▶ [STATED GOAL] Below are records to transcribe exactly, without their pictures.

[Interface markup and scripts]
"""
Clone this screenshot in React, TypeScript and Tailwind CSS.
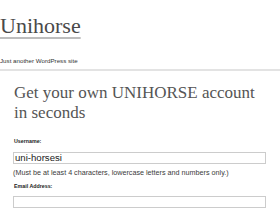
import React from "react";

export default function App() {
  return (
    <div className="w-[280px] h-[210px] overflow-hidden bg-white">
      <div className="pt-[13px] pl-0">
        <a className="block w-fit text-[22px] leading-[26px] text-[#4a4a4a] font-['Liberation_Serif',serif] underline decoration-[#bdbdbd] decoration-2 underline-offset-[4px]">
          Unihorse
        </a>
      </div>
      <div className="mt-[18px] text-[6.2px] leading-[8px] text-[#333] font-['Liberation_Sans',Arial,sans-serif]">
        Just another WordPress site
      </div>
      <div className="mt-[4px] h-[2px] bg-[#e3e3e3]" />
      <div className="px-[14px]">
        <h2 className="mt-[12px] text-[17px] leading-[20px] text-[#555] font-['Liberation_Serif',serif] font-normal">
          Get your own UNIHORSE account in seconds
        </h2>
        <label className="block mt-[14.5px] text-[5.3px] leading-[7px] font-bold text-[#222] font-['Liberation_Sans',Arial,sans-serif]">
          Username:
        </label>
        <div className="mt-[7.5px] h-[12px] w-[253px] -ml-[1px] border border-[#cccccc] flex items-center px-[1px] text-[9.6px] text-[#222] font-['Liberation_Sans',Arial,sans-serif]">
          uni-horsesi
        </div>
        <div className="mt-[3.5px] text-[7.2px] leading-[9px] text-[#3a3a3a] font-['Liberation_Sans',Arial,sans-serif] -ml-[1px]">
          (Must be at least 4 characters, lowercase letters and numbers only.)
        </div>
        <label className="block mt-[6px] text-[5.3px] leading-[7px] font-bold text-[#222] font-['Liberation_Sans',Arial,sans-serif]">
          Email Address:
        </label>
        <div className="mt-[6.5px] h-[12px] w-[253px] -ml-[1px] border border-[#cccccc]" />
      </div>
    </div>
  );
}
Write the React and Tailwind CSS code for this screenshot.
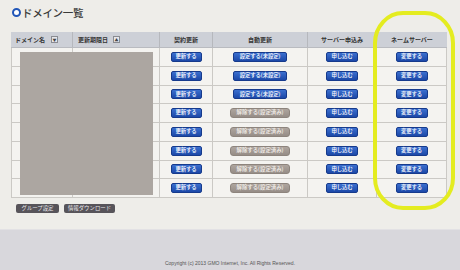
import React from "react";

const jp = { fontFamily: '"Noto Sans CJK JP", "Noto Sans", sans-serif' };

function BlueBtn({ children, w }) {
  return (
    <div
      className={`${w} h-[10px] flex items-center justify-center rounded-[2px] border border-[#163a8c] bg-gradient-to-b from-[#3b6fcf] to-[#1c48a8] text-white text-[5.4px] font-medium leading-none tracking-[-0.1px]`}
    >
      {children}
    </div>
  );
}

function GrayBtn({ children }) {
  return (
    <div className="w-[60px] h-[10px] flex items-center justify-center rounded-[3px] border border-[#8d847d] bg-gradient-to-b from-[#aea59e] to-[#968d87] text-[#f4f0ec] text-[5.4px] font-medium leading-none">
      {children}
    </div>
  );
}

function SortBox({ children }) {
  return (
    <span className="inline-flex w-[7px] h-[7px] items-center justify-center border border-[#8a8c92] bg-[#e6e7ea] text-[4px] leading-none text-[#444]">
      {children}
    </span>
  );
}

const cols = "grid grid-cols-[62px_87px_53px_95px_69px_70px]";

export default function App() {
  const rows = [0, 1, 2, 3, 4, 5, 6, 7];
  return (
    <div className="relative w-[460px] h-[270px] overflow-hidden bg-[#eeede9]" style={jp}>
      <div className="h-[229px] flex flex-col">
        <div className="h-[32px] flex items-start pt-[7px] pl-[12px] gap-[1px]">
          <div className="mt-[1px] w-[9px] h-[9px] rounded-full border-[2.5px] border-[#2156b8] bg-white" />
          <div className="text-[10.5px] leading-[12px] text-[#3a3a3a] font-medium tracking-[-0.3px]">ドメイン一覧</div>
        </div>
        <div className="ml-[11px] w-[436px] relative">
          <div className={`${cols} h-[16px] bg-[#cdd0d7] text-[6px] font-bold text-[#333] border-b border-[#b9bbc0]`}>
            <div className="flex items-center gap-[6px] pl-[4px] border-r border-[#b6b8bd]">
              <span>ドメイン名</span>
              <SortBox>▼</SortBox>
            </div>
            <div className="flex items-center gap-[5px] pl-[5px] border-r border-[#b6b8bd]">
              <span>更新期限日</span>
              <SortBox>▲</SortBox>
            </div>
            <div className="flex items-center justify-center border-r border-[#b6b8bd]">契約更新</div>
            <div className="flex items-center justify-center border-r border-[#b6b8bd]">自動更新</div>
            <div className="flex items-center justify-center border-r border-[#b6b8bd]">サーバー申込み</div>
            <div className="flex items-center justify-center">ネームサーバー</div>
          </div>
          {rows.map((i) => (
            <div key={i} className={`${cols} h-[18.75px] bg-[#f4f3f0] border-b border-[#cbc9c5]`}>
              <div className="border-r border-l border-[#cbc9c5]" />
              <div className="border-r border-[#cbc9c5]" />
              <div className="flex items-center justify-center border-r border-[#cbc9c5]">
                <BlueBtn w="w-[31px]">更新する</BlueBtn>
              </div>
              <div className="flex items-center justify-center border-r border-[#cbc9c5]">
                {i < 3 ? <BlueBtn w="w-[54px]">設定する(未設定)</BlueBtn> : <GrayBtn>解除する(設定済み)</GrayBtn>}
              </div>
              <div className="flex items-center justify-center border-r border-[#cbc9c5]">
                <BlueBtn w="w-[32px]">申し込む</BlueBtn>
              </div>
              <div className="flex items-center justify-center border-r border-[#cbc9c5]">
                <BlueBtn w="w-[32px]">変更する</BlueBtn>
              </div>
            </div>
          ))}
          <div className="absolute left-[9px] top-[20px] w-[133px] h-[143px] bg-[#aca6a1]" />
        </div>
        <div className="flex gap-[5px] ml-[16px] mt-[6px]">
          <div className="w-[43px] h-[9px] flex items-center justify-center rounded-[2px] bg-[#57545a] text-[#e8e6ea] text-[5.4px] leading-none">グループ設定</div>
          <div className="w-[51px] h-[9px] flex items-center justify-center rounded-[2px] bg-[#57545a] text-[#e8e6ea] text-[5.4px] leading-none">情報ダウンロード</div>
        </div>
      </div>
      <div className="h-[41px] bg-[#d8d7dc] border-t border-[#e2e1e4] flex items-end justify-center pb-[4px]">
        <div className="text-[5px] leading-none text-[#555]" style={{ fontFamily: '"Liberation Sans", Arial, sans-serif' }}>
          Copyright (c) 2013 GMO Internet, Inc. All Rights Reserved.
        </div>
      </div>
      <svg className="absolute left-[372px] top-[10px]" width="86" height="201" viewBox="0 0 86 201">
        <rect x="3" y="3" width="78" height="195" rx="28" ry="30" fill="none" stroke="#e4ec20" strokeWidth="4" />
      </svg>
    </div>
  );
}
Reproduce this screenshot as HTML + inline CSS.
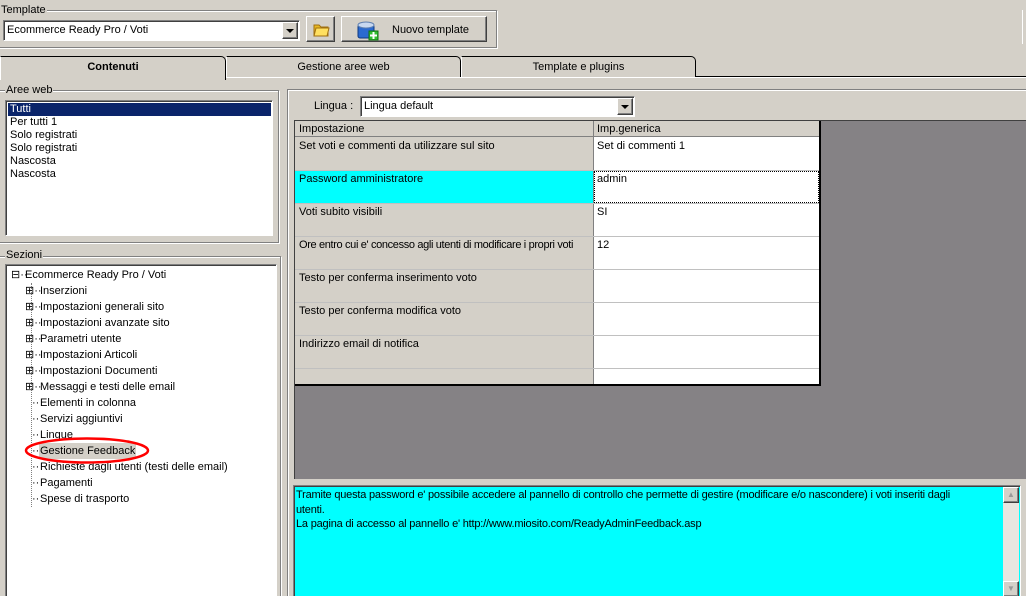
"""
▶ [RESPONSE]
Clone this screenshot in React, TypeScript and Tailwind CSS.
import React from "react";

export default function App() {
  return (
    <div className="w-[280px] h-[210px] overflow-hidden bg-white">
      <div className="pt-[13px] pl-0">
        <a className="block w-fit text-[22px] leading-[26px] text-[#4a4a4a] font-['Liberation_Serif',serif] underline decoration-[#bdbdbd] decoration-2 underline-offset-[4px]">
          Unihorse
        </a>
      </div>
      <div className="mt-[18px] text-[6.2px] leading-[8px] text-[#333] font-['Liberation_Sans',Arial,sans-serif]">
        Just another WordPress site
      </div>
      <div className="mt-[4px] h-[2px] bg-[#e3e3e3]" />
      <div className="px-[14px]">
        <h2 className="mt-[12px] text-[17px] leading-[20px] text-[#555] font-['Liberation_Serif',serif] font-normal">
          Get your own UNIHORSE account in seconds
        </h2>
        <label className="block mt-[14.5px] text-[5.3px] leading-[7px] font-bold text-[#222] font-['Liberation_Sans',Arial,sans-serif]">
          Username:
        </label>
        <div className="mt-[7.5px] h-[12px] w-[253px] -ml-[1px] border border-[#cccccc] flex items-center px-[1px] text-[9.6px] text-[#222] font-['Liberation_Sans',Arial,sans-serif]">
          uni-horsesi
        </div>
        <div className="mt-[3.5px] text-[7.2px] leading-[9px] text-[#3a3a3a] font-['Liberation_Sans',Arial,sans-serif] -ml-[1px]">
          (Must be at least 4 characters, lowercase letters and numbers only.)
        </div>
        <label className="block mt-[6px] text-[5.3px] leading-[7px] font-bold text-[#222] font-['Liberation_Sans',Arial,sans-serif]">
          Email Address:
        </label>
        <div className="mt-[6.5px] h-[12px] w-[253px] -ml-[1px] border border-[#cccccc]" />
      </div>
    </div>
  );
}
Write the React and Tailwind CSS code for this screenshot.
import React from "react";

const jp = { fontFamily: '"Noto Sans CJK JP", "Noto Sans", sans-serif' };

function BlueBtn({ children, w }) {
  return (
    <div
      className={`${w} h-[10px] flex items-center justify-center rounded-[2px] border border-[#163a8c] bg-gradient-to-b from-[#3b6fcf] to-[#1c48a8] text-white text-[5.4px] font-medium leading-none tracking-[-0.1px]`}
    >
      {children}
    </div>
  );
}

function GrayBtn({ children }) {
  return (
    <div className="w-[60px] h-[10px] flex items-center justify-center rounded-[3px] border border-[#8d847d] bg-gradient-to-b from-[#aea59e] to-[#968d87] text-[#f4f0ec] text-[5.4px] font-medium leading-none">
      {children}
    </div>
  );
}

function SortBox({ children }) {
  return (
    <span className="inline-flex w-[7px] h-[7px] items-center justify-center border border-[#8a8c92] bg-[#e6e7ea] text-[4px] leading-none text-[#444]">
      {children}
    </span>
  );
}

const cols = "grid grid-cols-[62px_87px_53px_95px_69px_70px]";

export default function App() {
  const rows = [0, 1, 2, 3, 4, 5, 6, 7];
  return (
    <div className="relative w-[460px] h-[270px] overflow-hidden bg-[#eeede9]" style={jp}>
      <div className="h-[229px] flex flex-col">
        <div className="h-[32px] flex items-start pt-[7px] pl-[12px] gap-[1px]">
          <div className="mt-[1px] w-[9px] h-[9px] rounded-full border-[2.5px] border-[#2156b8] bg-white" />
          <div className="text-[10.5px] leading-[12px] text-[#3a3a3a] font-medium tracking-[-0.3px]">ドメイン一覧</div>
        </div>
        <div className="ml-[11px] w-[436px] relative">
          <div className={`${cols} h-[16px] bg-[#cdd0d7] text-[6px] font-bold text-[#333] border-b border-[#b9bbc0]`}>
            <div className="flex items-center gap-[6px] pl-[4px] border-r border-[#b6b8bd]">
              <span>ドメイン名</span>
              <SortBox>▼</SortBox>
            </div>
            <div className="flex items-center gap-[5px] pl-[5px] border-r border-[#b6b8bd]">
              <span>更新期限日</span>
              <SortBox>▲</SortBox>
            </div>
            <div className="flex items-center justify-center border-r border-[#b6b8bd]">契約更新</div>
            <div className="flex items-center justify-center border-r border-[#b6b8bd]">自動更新</div>
            <div className="flex items-center justify-center border-r border-[#b6b8bd]">サーバー申込み</div>
            <div className="flex items-center justify-center">ネームサーバー</div>
          </div>
          {rows.map((i) => (
            <div key={i} className={`${cols} h-[18.75px] bg-[#f4f3f0] border-b border-[#cbc9c5]`}>
              <div className="border-r border-l border-[#cbc9c5]" />
              <div className="border-r border-[#cbc9c5]" />
              <div className="flex items-center justify-center border-r border-[#cbc9c5]">
                <BlueBtn w="w-[31px]">更新する</BlueBtn>
              </div>
              <div className="flex items-center justify-center border-r border-[#cbc9c5]">
                {i < 3 ? <BlueBtn w="w-[54px]">設定する(未設定)</BlueBtn> : <GrayBtn>解除する(設定済み)</GrayBtn>}
              </div>
              <div className="flex items-center justify-center border-r border-[#cbc9c5]">
                <BlueBtn w="w-[32px]">申し込む</BlueBtn>
              </div>
              <div className="flex items-center justify-center border-r border-[#cbc9c5]">
                <BlueBtn w="w-[32px]">変更する</BlueBtn>
              </div>
            </div>
          ))}
          <div className="absolute left-[9px] top-[20px] w-[133px] h-[143px] bg-[#aca6a1]" />
        </div>
        <div className="flex gap-[5px] ml-[16px] mt-[6px]">
          <div className="w-[43px] h-[9px] flex items-center justify-center rounded-[2px] bg-[#57545a] text-[#e8e6ea] text-[5.4px] leading-none">グループ設定</div>
          <div className="w-[51px] h-[9px] flex items-center justify-center rounded-[2px] bg-[#57545a] text-[#e8e6ea] text-[5.4px] leading-none">情報ダウンロード</div>
        </div>
      </div>
      <div className="h-[41px] bg-[#d8d7dc] border-t border-[#e2e1e4] flex items-end justify-center pb-[4px]">
        <div className="text-[5px] leading-none text-[#555]" style={{ fontFamily: '"Liberation Sans", Arial, sans-serif' }}>
          Copyright (c) 2013 GMO Internet, Inc. All Rights Reserved.
        </div>
      </div>
      <svg className="absolute left-[372px] top-[10px]" width="86" height="201" viewBox="0 0 86 201">
        <rect x="3" y="3" width="78" height="195" rx="28" ry="30" fill="none" stroke="#e4ec20" strokeWidth="4" />
      </svg>
    </div>
  );
}
Reproduce this screenshot as HTML + inline CSS.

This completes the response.